Há uns anos para cá que tenho vindo, neste espaço de opinião, a reclamar uma nova estratégia para se atingirem valores de rendimento realmente condignos, ou seja, na ordem dos mil euros por mês “limpos”.

Essa estratégia passa obrigatoriamente pelo fomento, único e exclusivo, de postos de trabalho que resultem em produtos de maior valor acrescentado. Só esses permitem elevar a fasquia de forma célere, porque não é com vinte ou trinta euros de aumento por ano que chegamos a bom porto, isso são migalhas para enganar o eleitor.

O que são produtos de maior valor acrescentado? Basicamente, aqueles que têm vantagem em relação à maior parte da concorrência, por vezes únicos no mercado ou que têm propriedade intelectual exclusiva. São estes que permitem extrair mais lucro por trabalhador e daí decorre a possibilidade de pagar mais a cada funcionário.

O estudo “Diversificação e crescimento da economia portuguesa”, da Fundação Francisco Manuel dos Santos (FFMS), aqui noticiado, indica um caminho, ainda que resumidamente: “diversificação da estrutura produtiva, com maior complexidade económica”, para uma maior rentabilidade per capita da economia nacional.

Complexidade que significa preferência por produtos inovadores e/ou com níveis elevados de tecnicidade no seu fabrico, para se ter a tal vantagem. Mas a mais-valia atinge-se igualmente com procedimentos básicos. Por exemplo, um frango custa cerca de 1,68 euros/Kg, mas se for assado o preço salta para os 5 euros/Kg enquanto o custo da transformação do produto não chega a um euro, logo, o lucro é muito superior para a mesma matéria-prima.

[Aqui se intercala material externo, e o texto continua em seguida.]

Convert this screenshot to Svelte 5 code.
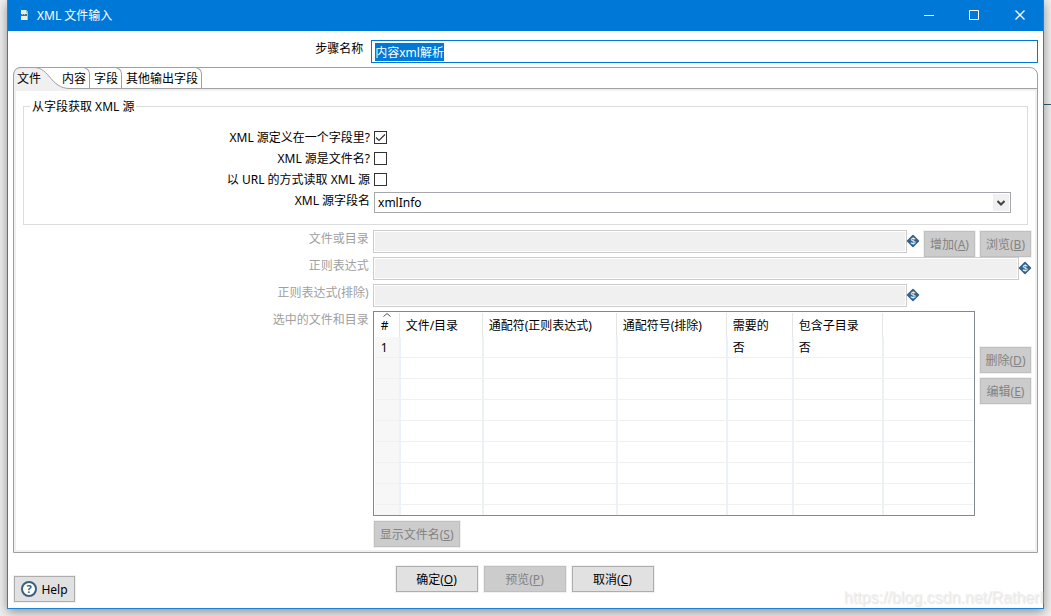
<script>
  import { onMount } from 'svelte';

  let stepName = $state('内容xml解析');
  let nameInput;

  const tabs = ['内容', '字段', '其他输出字段'];
  const options = $state([
    { id: 'in-field', label: 'XML 源定义在一个字段里?', checked: true },
    { id: 'is-file', label: 'XML 源是文件名?', checked: false },
    { id: 'from-url', label: '以 URL 的方式读取 XML 源', checked: false }
  ]);
  const columns = ['文件/目录', '通配符(正则表达式)', '通配符号(排除)', '需要的', '包含子目录', ''];
  const rows = [
    ['1', '', '', '', '否', '否', ''],
    ...Array.from({ length: 8 }, () => Array(7).fill(''))
  ];

  onMount(() => {
    nameInput.focus();
    nameInput.select();
  });
</script>

{#snippet variable()}
  <svg class="var" viewBox="0 0 12 12" aria-hidden="true">
    <path d="M6 .5 11.500 6 6 11.500 .5 6Z" fill="#39607f" stroke="#39607f" stroke-width="1.500" stroke-linejoin="round" />
    <text x="6" y="9" text-anchor="middle">$</text>
  </svg>
{/snippet}

<div class="desktop">
  <main class="window">
    <header class="titlebar">
      <svg class="app-icon" viewBox="0 0 12 12" aria-hidden="true">
        <path d="M1 0h5l2 2v8H1z" fill="#e4f1df" />
        <path d="M6 0l2 2v8H7V3H6z" fill="#9fc6b6" />
        <path d="M1 4h6v2H1z" fill="#3d7688" />
        <path d="M2 4h1v1H2zM4 4h1v1H4z" fill="#a8c8c4" />
        <path d="M9 9h1v1H9z" fill="#17568e" />
      </svg>
      <h1>XML 文件输入</h1>
      <button class="caption" aria-label="最小化">
        <svg viewBox="0 0 11 11"><path d="M1 5.5h10" /></svg>
      </button>
      <button class="caption" aria-label="最大化">
        <svg viewBox="0 0 11 11"><path d="M.5 .5h9v9h-9z" /></svg>
      </button>
      <button class="caption" aria-label="关闭">
        <svg viewBox="0 0 11 11"><path d="M.5 .5l9 9M9.5 .5l-9 9" stroke-width="1.300" /></svg>
      </button>
    </header>

    <div class="name-row">
      <label for="step-name">步骤名称</label>
      <input id="step-name" type="text" bind:this={nameInput} bind:value={stepName} />
    </div>

    <section class="folder">
      <nav class="tabs">
        <button class="tab active">
          <svg viewBox="0 0 60 22" aria-hidden="true">
            <path class="fill" d="M0 22V7Q0 .5 7 .5H20C36 .5 36 21.500 56 21.500V22Z" />
            <path class="line" d="M-.5 8Q0 .5 7 .5H20C36 .5 36 21.500 56 21.500H60" />
          </svg>
          <span>文件</span>
        </button>
        {#each tabs as tab}
          <button class="tab">{tab}</button>
        {/each}
      </nav>

      <div class="page">
        <fieldset>
          <legend>从字段获取 XML 源</legend>
          {#each options as option}
            <div class="row option">
              <label for={option.id}>{option.label}</label>
              <input id={option.id} type="checkbox" bind:checked={option.checked} />
            </div>
          {/each}
          <div class="row source">
            <label for="source-field">XML 源字段名</label>
            <div class="combo">
              <select id="source-field"><option>xmlInfo</option></select>
              <span class="arrow">
                <svg viewBox="0 0 8 6" aria-hidden="true"><path d="M.5 1l3.500 3.500 3.500-3.500" /></svg>
              </span>
            </div>
          </div>
        </fieldset>

        <div class="row field">
          <label for="path">文件或目录</label>
          <div class="controls">
            <input id="path" type="text" disabled />
            {@render variable()}
            <div class="pair">
              <button class="btn" disabled>增加(<u>A</u>)</button>
              <button class="btn" disabled>浏览(<u>B</u>)</button>
            </div>
          </div>
        </div>
        <div class="row field">
          <label for="mask">正则表达式</label>
          <div class="controls">
            <input id="mask" type="text" disabled />
            {@render variable()}
          </div>
        </div>
        <div class="row field">
          <label for="exclude">正则表达式(排除)</label>
          <div class="controls">
            <input id="exclude" type="text" disabled />
            {@render variable()}
            <div class="pair"></div>
          </div>
        </div>

        <div class="row files">
          <span class="label" id="files-label">选中的文件和目录</span>
          <div class="list">
            <div class="grid">
              <table aria-labelledby="files-label">
                <colgroup>
                  <col class="c-num" /><col class="c-file" /><col class="c-mask" />
                  <col class="c-excl" /><col class="c-req" /><col class="c-sub" /><col />
                </colgroup>
                <thead>
                  <tr>
                    <th class="num">
                      <svg viewBox="0 0 8 4" aria-hidden="true"><path d="M.5 3.500l3.500-3 3.500 3" /></svg>#
                    </th>
                    {#each columns as column}
                      <th>{column}</th>
                    {/each}
                  </tr>
                </thead>
                <tbody>
                  {#each rows as row}
                    <tr>
                      {#each row as cell}
                        <td>{cell}</td>
                      {/each}
                    </tr>
                  {/each}
                </tbody>
              </table>
            </div>
            <div class="side">
              <button class="btn" disabled>删除(<u>D</u>)</button>
              <button class="btn" disabled>编辑(<u>E</u>)</button>
            </div>
          </div>
        </div>

        <div class="row show">
          <span></span>
          <button class="btn" disabled>显示文件名(<u>S</u>)</button>
        </div>
      </div>
    </section>

    <footer>
      <button class="btn help">
        <svg viewBox="0 0 16 16" aria-hidden="true">
          <circle cx="8" cy="8" r="7" />
          <text x="8" y="12" text-anchor="middle">?</text>
        </svg>
        Help
      </button>
      <div class="actions">
        <button class="btn">确定(<u>O</u>)</button>
        <button class="btn" disabled>预览(<u>P</u>)</button>
        <button class="btn">取消(<u>C</u>)</button>
      </div>
      <span></span>
    </footer>
    <div class="watermark">https://blog.csdn.net/Ratherl</div>
  </main>
</div>

<style>
  :global(body) {
    background: #e9e9e9;
  }
  .desktop {
    box-sizing: border-box;
    min-height: 100vh;
    padding: 0 7px 7px;
    overflow: hidden;
    background: linear-gradient(#37596e, #37596e) no-repeat right 104px / 7px 1px, #efefef;
    font: 12px/17px "Noto Sans", "Noto Sans CJK SC", sans-serif;
    color: #000;
  }
  .desktop * {
    box-sizing: border-box;
  }
  button,
  input,
  select {
    font: inherit;
    color: inherit;
    margin: 0;
    border-radius: 0;
    outline: none;
  }
  .window {
    position: relative;
    border: 1px solid #1883d7;
    border-top: 0;
    background: #fff;
    box-shadow: 0 3px 10px rgba(0, 0, 0, 0.4);
  }

  /* title bar */
  .titlebar {
    display: flex;
    align-items: center;
    height: 31px;
    padding-left: 12px;
    background: #0078d7;
    color: #fff;
  }
  .app-icon {
    width: 12px;
    height: 12px;
    margin-right: 5px;
  }
  h1 {
    flex: 1;
    margin: 0;
    font-size: 12px;
    font-weight: 400;
  }
  .caption {
    display: grid;
    place-items: center;
    width: 46px;
    height: 31px;
    padding: 0;
    border: 0;
    background: none;
  }
  .caption svg {
    width: 11px;
    height: 11px;
    fill: none;
    stroke: #fff;
  }

  /* step name */
  .name-row {
    display: grid;
    grid-template-columns: 35% 1fr;
    padding-top: 9px;
  }
  .name-row label {
    padding-right: 7px;
    text-align: right;
  }
  .name-row input {
    height: 23px;
    min-width: 0;
    margin: 0 5px 0 1px;
    padding: 0 3px;
    border: 1px solid #0078d7;
  }
  .name-row input::selection {
    background: #0078d7;
    color: #fff;
  }

  /* tab folder */
  .folder {
    margin: 4px 5px 0;
    border: 1px solid #a0a0a0;
    border-radius: 8px 8px 0 0;
  }
  .tabs {
    display: flex;
    height: 21px;
    border-bottom: 1px solid #a0a0a0;
  }
  .tab {
    height: 21px;
    margin-top: -1px;
    padding: 0 3px 0 4px;
    border: solid #a0a0a0;
    border-width: 1px 1px 0 0;
    border-top-right-radius: 7px;
    background: none;
    white-space: nowrap;
  }
  .tab.active {
    position: relative;
    width: 44px;
    height: 22px;
    padding: 0 0 0 3px;
    border: 0;
    text-align: left;
  }
  .tab.active svg {
    position: absolute;
    top: 0;
    left: 0;
    width: 60px;
    height: 22px;
  }
  .tab.active span {
    position: relative;
  }
  .tab .fill {
    fill: #f0f0f0;
  }
  .tab .line {
    fill: none;
    stroke: #a0a0a0;
  }
  .page {
    padding: 7px 0 3px;
    border: 2px solid #f0f0f0;
  }

  /* rows */
  .row {
    display: grid;
    grid-template-columns: 35% 1fr;
  }
  .row label,
  .row .label {
    padding-right: 4px;
    text-align: right;
  }
  fieldset {
    min-width: 0;
    margin: 0 7px 5px 7px;
    padding: 12px 0 11px;
    border: 1px solid #dcdcdc;
  }
  fieldset .row {
    margin: 0 1px 0 -1px;
  }
  legend {
    margin-left: 6px;
    padding: 0 2px;
  }
  .option {
    height: 21px;
    align-items: center;
  }
  input[type='checkbox'] {
    appearance: none;
    width: 13px;
    height: 13px;
    border: 1px solid #333;
    background: #fff;
  }
  input[type='checkbox']:checked {
    background: url("data:image/svg+xml,%3Csvg xmlns='http://www.w3.org/2000/svg' viewBox='0 0 11 11'%3E%3Cpath d='M1 5.500l3 3L10 2.500' fill='none' stroke='%23333' stroke-width='1.200'/%3E%3C/svg%3E");
  }
  .source {
    padding-top: 2px;
  }
  .combo {
    position: relative;
    margin-right: 15px;
  }
  select {
    appearance: none;
    display: block;
    width: 100%;
    height: 21px;
    padding: 0 24px 0 3px;
    border: 1px solid #a6a6ad;
    background: #fff;
  }
  .arrow {
    position: absolute;
    top: 2px;
    right: 2px;
    display: grid;
    place-items: center;
    width: 16px;
    height: 17px;
    background: #f0f0f0;
    pointer-events: none;
  }
  .arrow svg {
    width: 8px;
    height: 6px;
    fill: none;
    stroke: #444;
    stroke-width: 2;
  }
  .field,
  .files {
    color: #a0a0a0;
  }
  .field {
    height: 27px;
  }
  .controls {
    display: flex;
    margin-right: 4px;
  }
  .controls input {
    flex: 1;
    min-width: 0;
    height: 23px;
    padding: 1px;
    border: 1px solid #ccc;
    background: #f0f0f0 content-box;
  }
  .var {
    width: 12px;
    height: 12px;
    margin-top: 5px;
    flex: none;
    overflow: visible;
  }
  .var text {
    fill: #fff;
    font: 9px "Liberation Sans", sans-serif;
  }
  .pair {
    display: flex;
    gap: 5px;
    width: 112px;
    padding: 1px 0 0 5px;
  }
  .btn {
    height: 26px;
    padding: 0;
    border: 1px solid #adadad;
    background: #e1e1e1;
    outline: 1px solid #f0f0f0;
    white-space: nowrap;
  }
  .btn:disabled {
    border-color: #bfbfbf;
    background: #ccc;
    color: #838383;
  }
  .pair .btn,
  .side .btn {
    width: 51px;
  }

  /* file list */
  .list {
    display: flex;
    align-items: center;
    gap: 5px;
    margin-right: 4px;
  }
  .grid {
    flex: 1;
    min-width: 0;
    height: 205px;
    padding: 1px;
    border: 1px solid #828790;
    overflow: hidden;
    color: #000;
  }
  table {
    width: 100%;
    table-layout: fixed;
    border-collapse: separate;
    border-spacing: 0;
  }
  .c-num { width: 26px; }
  .c-file { width: 83px; }
  .c-mask { width: 134px; }
  .c-excl { width: 110px; }
  .c-req { width: 66px; }
  .c-sub { width: 90px; }
  th {
    position: relative;
    height: 24px;
    padding: 0 0 0 5px;
    background: linear-gradient(#e5e5e5, #e5e5e5) no-repeat right 1px top / 1px 100%;
    font-weight: 400;
    text-align: left;
    white-space: nowrap;
  }
  th:last-child {
    background: none;
  }
  th.num svg {
    position: absolute;
    top: 0;
    left: 8px;
    width: 8px;
    height: 4px;
    fill: none;
    stroke: #555;
  }
  td {
    height: 21px;
    padding: 2px 0 0 5px;
    border-right: 2px solid #ebf1fb;
    border-bottom: 1px solid #f0f0f0;
    line-height: 18px;
  }
  td:first-child,
  th.num {
    padding-left: 6px;
  }
  td:first-child {
    background: #f7f7f7;
  }
  td:last-child {
    border-right: 0;
  }
  .side {
    display: flex;
    flex-direction: column;
    gap: 5px;
    margin-bottom: 76px;
  }
  .show {
    padding-top: 5px;
  }
  .show .btn {
    justify-self: start;
    width: 86px;
    margin-left: 1px;
  }

  /* footer */
  footer {
    display: grid;
    grid-template-columns: 1fr auto 1fr;
    height: 55px;
    padding: 13px 8px 6px 6px;
  }
  .actions {
    display: flex;
    gap: 6px;
  }
  .actions .btn {
    width: 82px;
  }
  .help {
    display: flex;
    align-items: center;
    justify-content: center;
    gap: 4px;
    justify-self: start;
    align-self: end;
    width: 61px;
  }
  .help svg {
    width: 16px;
    height: 16px;
  }
  .help circle {
    fill: #fff;
    stroke: #39607f;
    stroke-width: 2;
  }
  .help text {
    fill: #39607f;
    font: bold 11px "Noto Sans", sans-serif;
  }
  .watermark {
    position: absolute;
    right: 0;
    bottom: 0;
    color: #f0f0f0;
    font: 16px/20px "Liberation Sans", sans-serif;
    text-shadow: 1px 1px 1px #e2e2e2;
    pointer-events: none;
  }
</style>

A especialização na produção e exportação de produtos de maior valor acrescentado é o único caminho viável para uma melhoria substancial das condições que as empresas terão para oferecer melhores salários – e o único caminho que ser fomentado pelo Estado. Não devemos dar apoios a um negócio só porque gera um posto de trabalho, mas sim a negócios que criem postos de trabalho com ordenados muito superiores ao SMN.

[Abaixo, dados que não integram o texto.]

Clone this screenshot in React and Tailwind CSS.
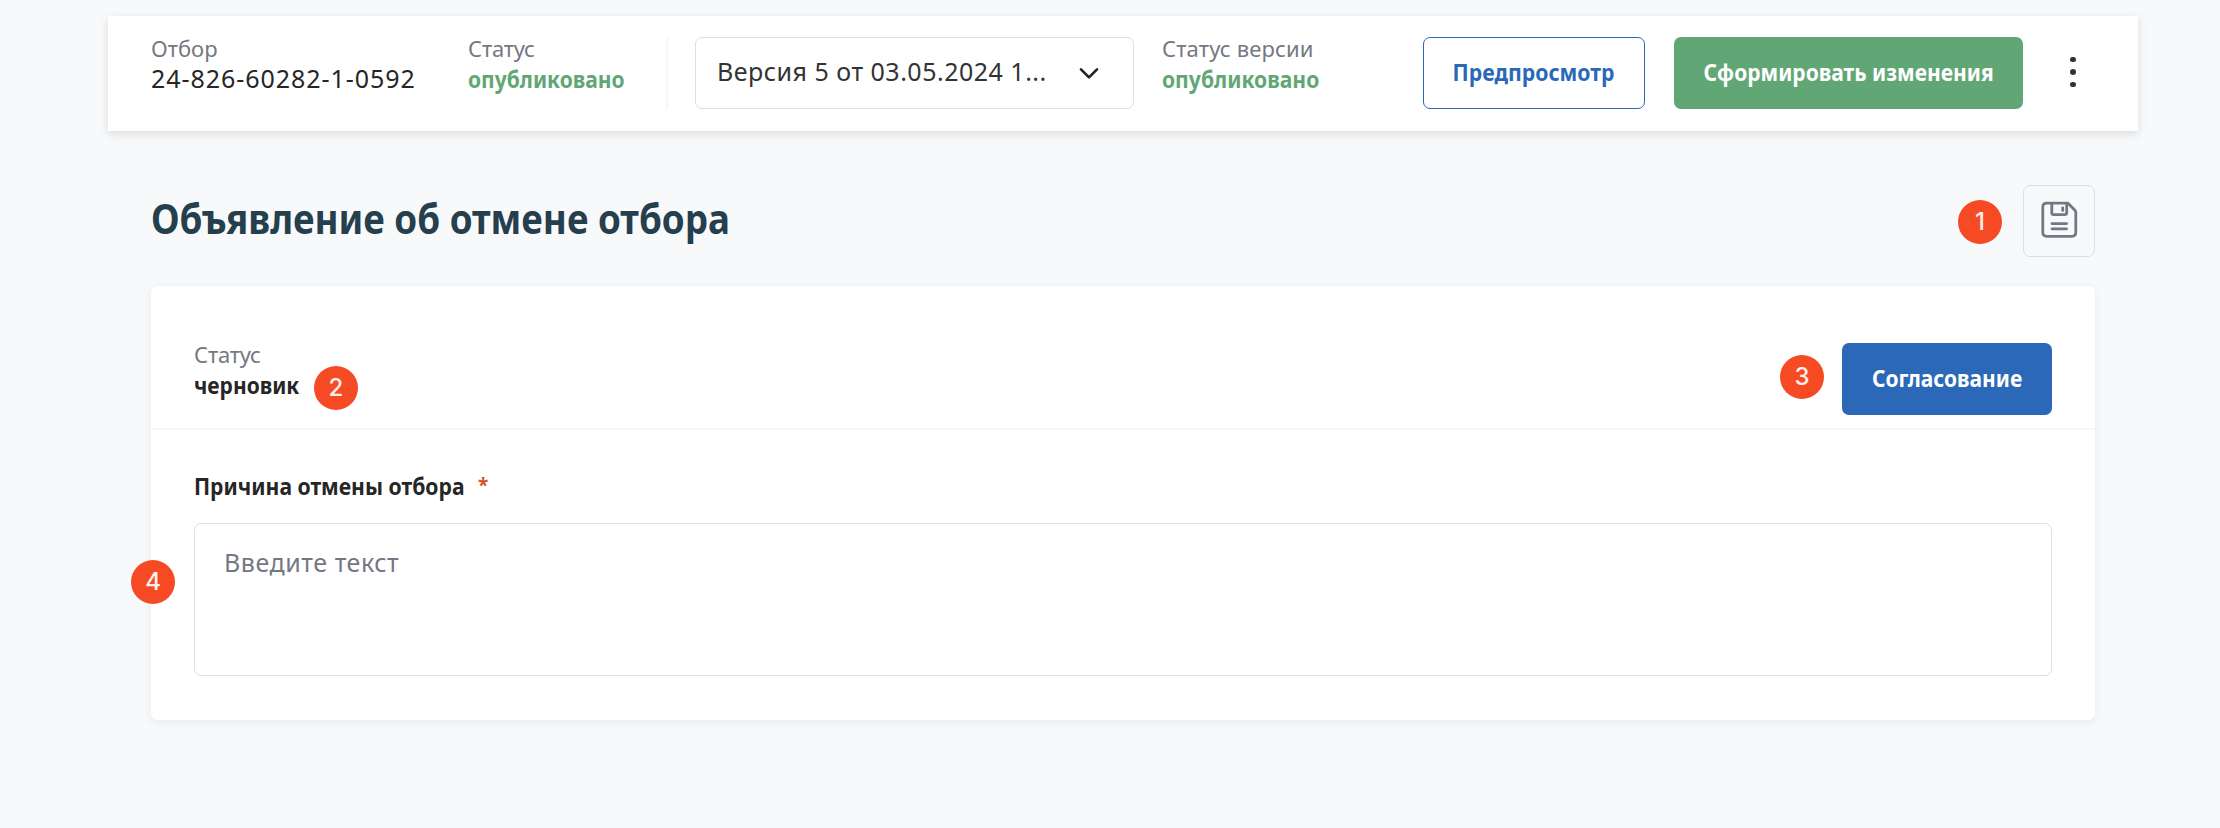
function Bold({ children, className = '' }) {
  return (
    <span className={`inline-block whitespace-nowrap font-bold ${className}`}>{children}</span>
  );
}

function Badge({ n, className }) {
  return (
    <div
      className={`absolute flex size-11 items-center justify-center rounded-full bg-[#f64a24] pb-px font-['Inter',sans-serif] text-[24px] font-medium leading-none text-[#fdf0ec] ${className}`}
    >
      {n}
    </div>
  );
}

function Info({ label, className = '', labelClass = '', children }) {
  return (
    <div className={`-mt-1 shrink-0 whitespace-nowrap ${className}`}>
      <div className={`h-[30px] text-[22px] leading-[30px] text-[#747883] ${labelClass}`}>{label}</div>
      <div className="h-[31px] text-[24px] leading-[31px]">{children}</div>
    </div>
  );
}

function SaveIcon() {
  return (
    <svg width="70" height="70" viewBox="1 1 70 70" fill="none" stroke="#747883" strokeWidth="2.8" strokeLinecap="round" strokeLinejoin="round">
      <path d="M23.8 18.2H43.6Q45 18.2 46 19.2L51.7 24.9Q52.8 26 52.8 27.4V47.3Q52.8 51.3 48.8 51.3H23.8Q19.8 51.3 19.8 47.3V22.2Q19.8 18.2 23.8 18.2Z" />
      <path d="M28.8 18.4V27.7Q28.8 29.6 30.7 29.6H41.8Q43.7 29.6 43.7 27.7V18.6" />
      <path d="M39.7 22.8V25.6M29 38.6H43.6M29 43.9H43.6" />
    </svg>
  );
}

export default function App() {
  return (
    <div className="h-[828px] w-[2220px] overflow-hidden bg-[#f8f9fb] pt-4 font-['Noto_Sans',sans-serif] text-[#262626]">
      <header className="ml-[108px] flex h-[115px] w-[2030px] items-start bg-white pl-[43px] pt-[21px] shadow-[0_3px_9px_rgba(0,0,0,0.12)]">
        <Info label="Отбор" className="w-[317px]">
          <span className="text-[25px] tracking-[0.95px]">24-826-60282-1-0592</span>
        </Info>
        <Info label="Статус" labelClass="tracking-[-0.2px]" className="w-[198px]">
          <Bold className="origin-left scale-x-[0.876]">
            <span className="text-[#61a775]">опубликовано</span>
          </Bold>
        </Info>
        <div className="h-[72px] w-[2px] bg-[#f8f8fa]" />
        <div className="ml-[27px] flex h-[72px] w-[439px] shrink-0 items-center justify-between rounded-[7px] border border-[#dddee6] pl-[21px] pr-[34px]">
          <span className="whitespace-nowrap pb-[2px] text-[25px] tracking-[0.5px] text-[#333333]">Версия 5 от 03.05.2024 1...</span>
          <svg width="20" height="14" viewBox="0 0 20 14" fill="none" stroke="#222427" strokeWidth="2.7" strokeLinecap="round" strokeLinejoin="round">
            <path d="M2 3.4L10 11.4L18 3.4" />
          </svg>
        </div>
        <Info label="Статус версии" labelClass="tracking-[0.15px]" className="ml-7 w-[261px]">
          <Bold className="origin-left scale-x-[0.88]">
            <span className="text-[#61a775]">опубликовано</span>
          </Bold>
        </Info>
        <button className="flex h-[72px] w-[222px] shrink-0 items-center justify-center rounded-[7px] border border-[#2b69b8] pb-[3px] text-[24px] text-[#2b69b8]">
          <Bold className="scale-x-[0.885]">Предпросмотр</Bold>
        </button>
        <button className="ml-[29px] flex h-[72px] w-[349px] shrink-0 items-center justify-center rounded-[7px] bg-[#61a775] pb-[3px] text-[24px] text-white">
          <Bold className="scale-x-[0.876]">Сформировать изменения</Bold>
        </button>
        <div className="ml-[47px] flex h-[70px] flex-col items-center justify-center gap-[7px]">
          <span className="size-[5.6px] rounded-full bg-[#2f323b]" />
          <span className="size-[5.6px] rounded-full bg-[#2f323b]" />
          <span className="size-[5.6px] rounded-full bg-[#2f323b]" />
        </div>
      </header>

      <main className="ml-[151px] w-[1944px]">
        <div className="relative mt-[54px] flex h-[72px] items-center justify-between">
          <h1 className="pb-[6px] text-[41px] leading-[56px] text-[#263f4d]">
            <Bold className="origin-left scale-x-[0.896]">Объявление об отмене отбора</Bold>
          </h1>
          <button className="size-[72px] rounded-[7px] border border-[#dddee6]">
            <SaveIcon />
          </button>
          <Badge n="1" className="right-[93px] top-[15px]" />
        </div>

        <section className="relative mt-[29px] h-[434px] rounded-[7px] bg-white shadow-[0_2px_10px_rgba(0,0,0,0.07)]">
          <div className="flex h-[144px] items-start justify-between border-b-2 border-[#f6f7f9] px-[43px] pt-[57px]">
            <Info label="Статус" labelClass="tracking-[-0.2px]">
              <Bold className="origin-left scale-x-[0.873]">черновик</Bold>
            </Info>
            <button className="flex h-[72px] w-[210px] items-center justify-center rounded-[7px] bg-[#2b69b8] pb-[3px] text-[24px] text-white">
              <Bold className="scale-x-[0.873]">Согласование</Bold>
            </button>
          </div>
          <div className="px-[43px] pt-10">
            <div className="flex h-[33px] items-start text-[24px] leading-[32px]">
              <Bold className="w-[284px] origin-left scale-x-[0.881]">Причина отмены отбора</Bold>
              <span className="text-[19px] font-bold leading-[30px] text-[#d0532f]">*</span>
            </div>
            <div className="mt-5 h-[153px] rounded-[7px] border border-[#dddee6] px-[29px] pt-[22px] text-[25px] leading-[32px] tracking-[0.55px] text-[#747883]">
              Введите текст
            </div>
          </div>
          <Badge n="2" className="left-[163px] top-[80px]" />
          <Badge n="3" className="right-[271px] top-[69px]" />
          <Badge n="4" className="left-[-20px] top-[274px]" />
        </section>
      </main>
    </div>
  );
}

Recentemente, a Amazon, segunda empresa mais valiosa de Wall Street e maior retalhista online, anunciou que iria passar a pagar um rendimento mínimo de 15 dólares/hora, instando a concorrência a seguir este passo. Já a Walmart, maior retalhista global, apenas prevê uma subida para os 11 dólares/hora em 2019.

A diferença entre ambas é simples, a Amazon tem muitíssimo maior valor acrescentado nas suas operações, daí que consiga pagar mais 36%. É também por isso que a Walmart é seguida pela Amazon na lista dos maiores retalhistas globais, sendo que esta vale mais 3,5 vezes que a Walmart quando, em 2015, a empresa fundada por Jeff Bezos não ia além do sétimo lugar no ranking.

Os impostos são importantes para a competitividade de um negócio, mas não são o mais importante. Uma empresa que não tenha um produto competitivo nunca passará do rés- do- chão, seja qual for o nível de impostos. Já uma empresa com um produto excelente de maior valor acrescentado, atinge o topo mesmo com impostos elevados.

O importante é a estratégia de criar maior valor acrescentado para ter vantagem sobre a concorrência, mas não para fazer o mesmo que os outros e subsistir pagando ordenados miseráveis. Portanto, respondendo à pergunta do título: sim, é compatível! Mas não de qualquer maneira, como fazem os governos.

O autor escreve de acordo com a antiga ortografia.